Nada hay más calenturiento que la blasfemia ni nada más irracional que la calumnia. Hoy jueves 22 de julio, celebramos la fiesta litúrgica de Santa María Magdalena. Algunos, como el mentecato de Dan Brown, no saben de su existencia por el Evangelio pero les sirve para escenificar a una prostituta -en el siglo XXI mujer liberada- que, naturalmente, fue amante de Cristo y probablemente, madre de todo el colegio apostólico. Sí, la blasfemia suele resultar tan calumniosa como estúpida.

Naturalmente, todo ello incurso en historia lunática que, para ser desmentida, no precisa de teólogos ni de hagiógrafos, sino de algún aficionado a la historia para niños, que con eso basta.

No sabemos mucho de la verdadera María Magdalena, porque en el Evangelio intervienen muchas marías y no está claro cuántas. Pero María de Magdala posee una identificación inequívoca, en dos hechos: la crucifixión y la resurrección.
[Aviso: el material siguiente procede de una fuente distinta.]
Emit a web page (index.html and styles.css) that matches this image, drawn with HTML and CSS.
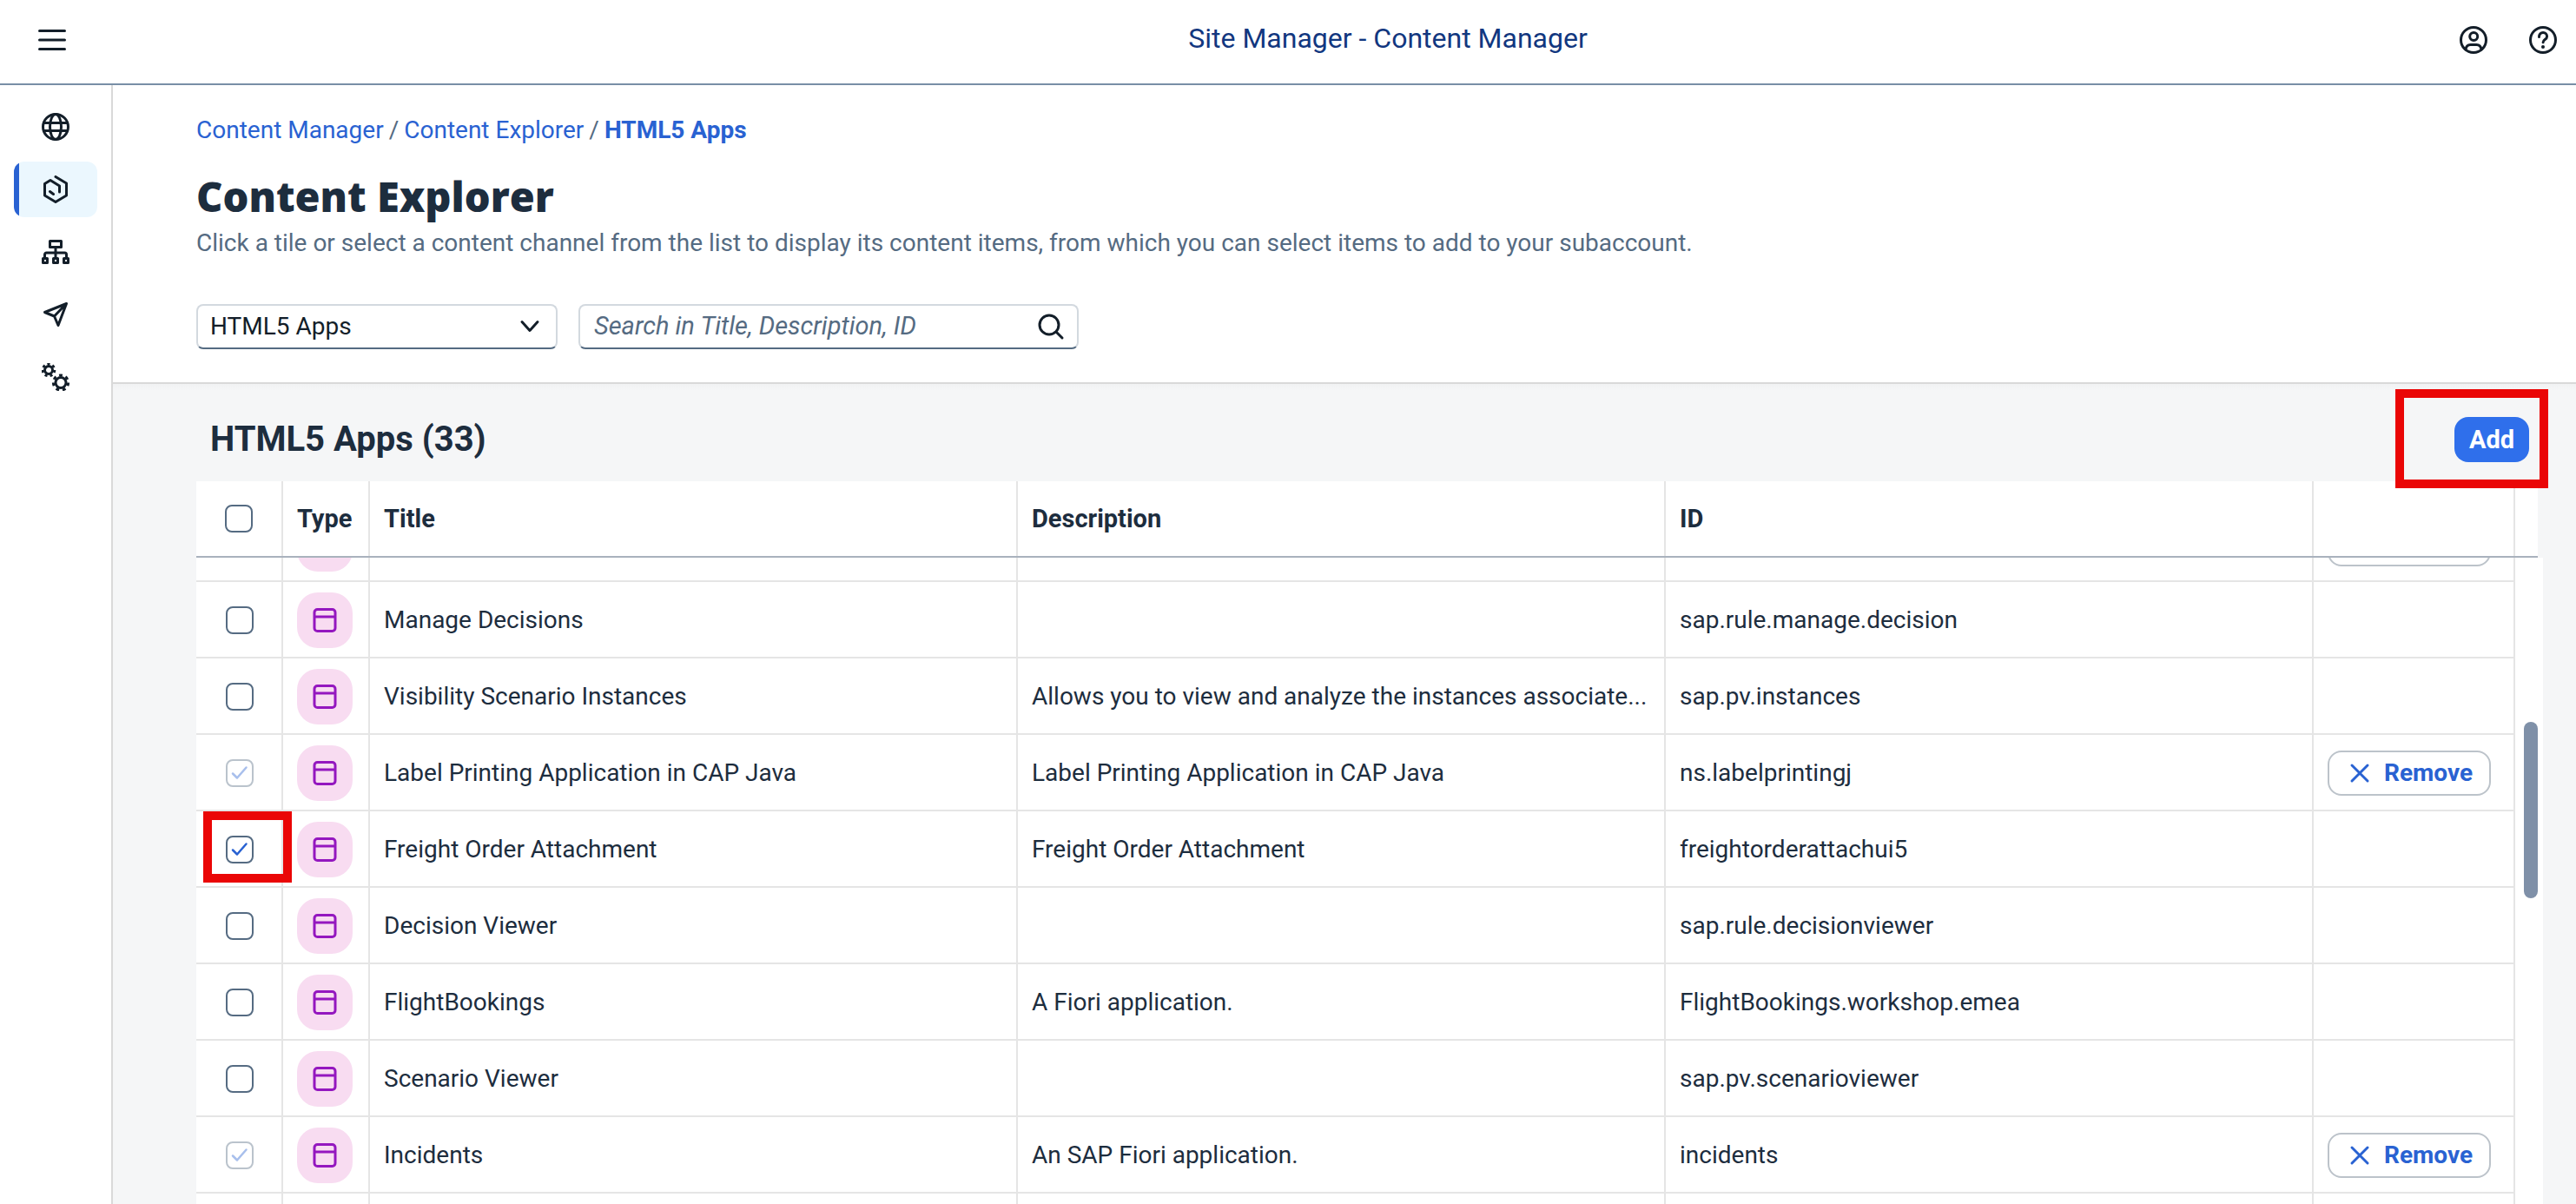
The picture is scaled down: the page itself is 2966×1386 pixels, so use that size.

Y ahí es donde se revela lo que podemos afirmar sobre ella sin temor a error: una lealtad en el fracaso, que es cuando hay que ser leal, y una capacidad de amar que sabe conocer más allá de lo que ven sus ojos. No distingue el físico del cuerpo resucitado, glorioso, de Cristo pero sí le reconoce por su presencia. El amor no deja de ser eso que proporciona visión al ciego.

Una santa que viene como anillo al dedo a nuestra época, donde la lealtad es mercancía escasa y hasta extraña. Sobre todo, la lealtad con el fracasado.